THE CHICAGO WAY. Don't mention Chicagoans for Rio. And prepare to board the gravy train.

As the organizers of Chicago’s 2016 Olympics bid sprint for the finish line, NIU Professor of Management Christine Mooney says that it’s time for local business to begin thinking about ways to become part of the Olympic team.

If Chicago gets the nod, the announcement will be the starting gun for a massive race to prepare, and local companies stand to be big winners if they act wisely, says Mooney, co-author of a paper studying how businesses can benefit from “mega events.”

Those who find ways to successfully insert themselves into the network behind events such as the Olympics can continue collecting gold long after the last medal is presented.

Or not.

The key, says Mooney, is looking beyond the finish line from the very start. “Dedicate resources to building trust so those relationships will continue after the event. Building the network is the real payoff, and you can’t assume those relationships will continue just because you worked together.”

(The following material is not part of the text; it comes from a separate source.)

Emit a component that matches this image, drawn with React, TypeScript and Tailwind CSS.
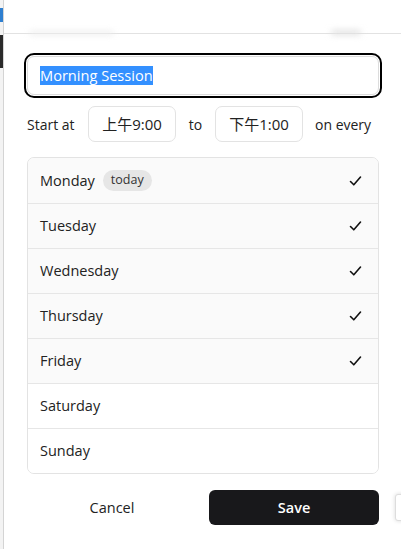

Also, she cautions, don’t jump into the Olympic pool if it isn’t a good fit for your business. “You have to assess the costs of membership now and whether benefits outweigh the costs,” she says. “Just as an impressive Olympic performance can vault a company forward, failing can disqualify it in the future.”

A sidebar suggests the consequences of what I fear, which is Chicago taxpayers taking a large hit from the games.
If the games are a big success, you are on the winning team. If they go down in history as a boondoggle, you are forever associated with their failure.
On the other hand, to use another cliche, you took one for the team.